• TASK STATEMENT: Take the data below and extract the lines from the one with "Emit a component" to the one with "type Seg = [number, string, string?];", inclusive, exactly as written.

• RECORD SET:
Begin

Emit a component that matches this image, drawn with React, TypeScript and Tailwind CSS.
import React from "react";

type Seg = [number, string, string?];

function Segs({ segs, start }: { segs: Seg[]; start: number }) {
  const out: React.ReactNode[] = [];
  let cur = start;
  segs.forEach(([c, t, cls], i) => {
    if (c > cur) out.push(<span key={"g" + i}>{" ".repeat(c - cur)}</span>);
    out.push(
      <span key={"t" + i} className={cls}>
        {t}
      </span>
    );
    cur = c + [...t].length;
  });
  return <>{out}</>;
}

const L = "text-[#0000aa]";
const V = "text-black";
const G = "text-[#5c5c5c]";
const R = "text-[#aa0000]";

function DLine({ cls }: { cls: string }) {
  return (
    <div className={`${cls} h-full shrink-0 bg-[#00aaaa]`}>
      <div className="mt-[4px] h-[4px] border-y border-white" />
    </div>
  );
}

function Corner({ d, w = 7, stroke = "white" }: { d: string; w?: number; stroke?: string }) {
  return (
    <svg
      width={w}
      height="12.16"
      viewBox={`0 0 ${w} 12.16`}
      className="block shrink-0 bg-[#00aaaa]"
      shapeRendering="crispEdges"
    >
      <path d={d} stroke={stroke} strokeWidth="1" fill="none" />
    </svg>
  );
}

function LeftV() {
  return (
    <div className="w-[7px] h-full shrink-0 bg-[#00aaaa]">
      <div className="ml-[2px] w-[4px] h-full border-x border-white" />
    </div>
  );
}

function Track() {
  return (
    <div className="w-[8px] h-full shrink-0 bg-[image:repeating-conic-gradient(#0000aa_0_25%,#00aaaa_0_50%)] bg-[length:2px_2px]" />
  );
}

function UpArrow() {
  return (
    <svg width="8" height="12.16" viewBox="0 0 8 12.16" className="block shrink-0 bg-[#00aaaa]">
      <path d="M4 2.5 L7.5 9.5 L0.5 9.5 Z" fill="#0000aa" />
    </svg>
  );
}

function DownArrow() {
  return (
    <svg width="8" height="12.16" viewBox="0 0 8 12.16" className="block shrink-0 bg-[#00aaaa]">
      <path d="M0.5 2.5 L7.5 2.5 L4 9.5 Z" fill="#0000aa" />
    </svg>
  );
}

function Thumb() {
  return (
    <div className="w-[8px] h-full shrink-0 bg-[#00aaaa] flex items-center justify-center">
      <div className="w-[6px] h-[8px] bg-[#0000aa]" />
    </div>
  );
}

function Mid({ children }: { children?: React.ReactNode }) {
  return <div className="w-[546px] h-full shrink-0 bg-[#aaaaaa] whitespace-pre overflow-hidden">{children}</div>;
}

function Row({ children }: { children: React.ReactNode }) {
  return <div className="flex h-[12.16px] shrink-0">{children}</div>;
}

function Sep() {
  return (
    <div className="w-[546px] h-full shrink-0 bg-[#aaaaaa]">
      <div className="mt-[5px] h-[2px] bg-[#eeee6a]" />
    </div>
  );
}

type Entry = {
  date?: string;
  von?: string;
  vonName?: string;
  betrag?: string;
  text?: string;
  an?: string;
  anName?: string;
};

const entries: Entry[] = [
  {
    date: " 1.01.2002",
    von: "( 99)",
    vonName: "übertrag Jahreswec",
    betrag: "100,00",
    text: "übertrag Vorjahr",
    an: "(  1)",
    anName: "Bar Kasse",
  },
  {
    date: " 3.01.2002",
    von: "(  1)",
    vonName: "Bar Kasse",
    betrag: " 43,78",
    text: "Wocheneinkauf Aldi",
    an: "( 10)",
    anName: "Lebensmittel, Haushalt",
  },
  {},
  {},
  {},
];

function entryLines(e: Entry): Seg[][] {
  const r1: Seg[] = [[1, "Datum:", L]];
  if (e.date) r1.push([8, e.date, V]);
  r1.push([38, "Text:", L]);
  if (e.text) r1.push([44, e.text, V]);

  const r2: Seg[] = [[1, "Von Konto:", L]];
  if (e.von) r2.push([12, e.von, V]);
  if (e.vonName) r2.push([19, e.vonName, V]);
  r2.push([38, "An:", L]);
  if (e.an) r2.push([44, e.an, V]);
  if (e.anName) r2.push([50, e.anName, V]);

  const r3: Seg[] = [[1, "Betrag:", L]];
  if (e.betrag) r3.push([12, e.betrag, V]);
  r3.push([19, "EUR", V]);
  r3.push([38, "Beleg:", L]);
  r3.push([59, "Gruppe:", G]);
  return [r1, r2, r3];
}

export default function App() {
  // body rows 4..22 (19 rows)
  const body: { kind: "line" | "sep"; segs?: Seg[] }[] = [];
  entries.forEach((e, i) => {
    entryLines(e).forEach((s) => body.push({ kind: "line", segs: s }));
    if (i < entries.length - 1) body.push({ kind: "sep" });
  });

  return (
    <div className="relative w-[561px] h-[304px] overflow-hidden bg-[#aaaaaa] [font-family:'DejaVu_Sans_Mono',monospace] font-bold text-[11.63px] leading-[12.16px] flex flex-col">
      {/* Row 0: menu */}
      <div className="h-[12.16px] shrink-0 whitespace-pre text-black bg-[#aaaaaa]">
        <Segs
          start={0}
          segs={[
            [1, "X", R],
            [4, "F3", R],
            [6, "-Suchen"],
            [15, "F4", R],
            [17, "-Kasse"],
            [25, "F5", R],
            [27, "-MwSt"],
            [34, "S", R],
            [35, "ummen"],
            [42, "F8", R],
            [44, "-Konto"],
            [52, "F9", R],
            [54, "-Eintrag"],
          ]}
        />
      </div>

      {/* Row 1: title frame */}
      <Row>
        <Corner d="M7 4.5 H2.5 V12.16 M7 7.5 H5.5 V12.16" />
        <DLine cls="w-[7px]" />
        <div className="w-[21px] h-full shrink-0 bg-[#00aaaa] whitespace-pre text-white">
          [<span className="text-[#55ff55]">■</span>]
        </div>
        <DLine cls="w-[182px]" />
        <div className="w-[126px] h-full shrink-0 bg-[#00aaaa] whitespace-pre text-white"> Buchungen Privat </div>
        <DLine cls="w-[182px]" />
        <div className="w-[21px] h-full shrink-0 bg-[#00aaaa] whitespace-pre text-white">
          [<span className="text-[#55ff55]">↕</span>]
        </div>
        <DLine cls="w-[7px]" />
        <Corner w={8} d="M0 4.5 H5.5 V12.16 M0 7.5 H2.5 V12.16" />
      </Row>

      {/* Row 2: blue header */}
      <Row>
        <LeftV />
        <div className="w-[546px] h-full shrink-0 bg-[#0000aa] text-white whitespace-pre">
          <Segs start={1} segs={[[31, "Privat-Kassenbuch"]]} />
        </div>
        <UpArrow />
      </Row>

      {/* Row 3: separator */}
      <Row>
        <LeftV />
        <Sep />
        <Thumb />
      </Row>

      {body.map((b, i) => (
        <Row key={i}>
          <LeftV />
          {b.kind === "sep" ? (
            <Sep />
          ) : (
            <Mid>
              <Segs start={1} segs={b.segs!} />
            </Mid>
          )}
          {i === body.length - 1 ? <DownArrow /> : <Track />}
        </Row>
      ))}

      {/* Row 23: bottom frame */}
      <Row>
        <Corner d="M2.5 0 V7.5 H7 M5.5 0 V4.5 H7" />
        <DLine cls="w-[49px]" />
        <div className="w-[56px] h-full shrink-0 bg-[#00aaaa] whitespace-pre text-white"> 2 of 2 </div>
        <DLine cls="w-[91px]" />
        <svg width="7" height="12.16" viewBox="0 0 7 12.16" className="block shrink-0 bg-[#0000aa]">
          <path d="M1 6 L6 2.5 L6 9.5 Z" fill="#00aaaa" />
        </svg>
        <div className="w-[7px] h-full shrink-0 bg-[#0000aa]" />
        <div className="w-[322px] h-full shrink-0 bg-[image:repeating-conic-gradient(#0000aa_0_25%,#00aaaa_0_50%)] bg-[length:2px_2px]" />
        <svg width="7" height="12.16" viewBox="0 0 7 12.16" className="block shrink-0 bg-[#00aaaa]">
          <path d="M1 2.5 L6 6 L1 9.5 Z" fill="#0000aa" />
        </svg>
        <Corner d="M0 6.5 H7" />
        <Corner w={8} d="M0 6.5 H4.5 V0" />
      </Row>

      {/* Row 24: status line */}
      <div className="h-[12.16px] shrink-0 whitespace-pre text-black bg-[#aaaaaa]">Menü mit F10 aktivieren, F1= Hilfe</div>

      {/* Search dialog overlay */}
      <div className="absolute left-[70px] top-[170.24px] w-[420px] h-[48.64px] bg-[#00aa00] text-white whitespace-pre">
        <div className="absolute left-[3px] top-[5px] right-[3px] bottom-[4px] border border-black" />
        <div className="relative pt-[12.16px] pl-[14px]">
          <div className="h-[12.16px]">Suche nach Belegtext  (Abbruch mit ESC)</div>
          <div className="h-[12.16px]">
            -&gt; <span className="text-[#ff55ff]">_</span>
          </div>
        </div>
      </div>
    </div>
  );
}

End
Begin

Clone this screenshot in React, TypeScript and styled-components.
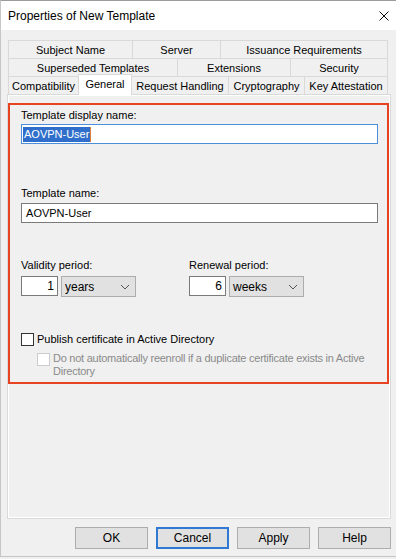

End

• SOLVED PROBLEM:
Emit a component that matches this image, drawn with React, TypeScript and Tailwind CSS.
import React from "react";

type Seg = [number, string, string?];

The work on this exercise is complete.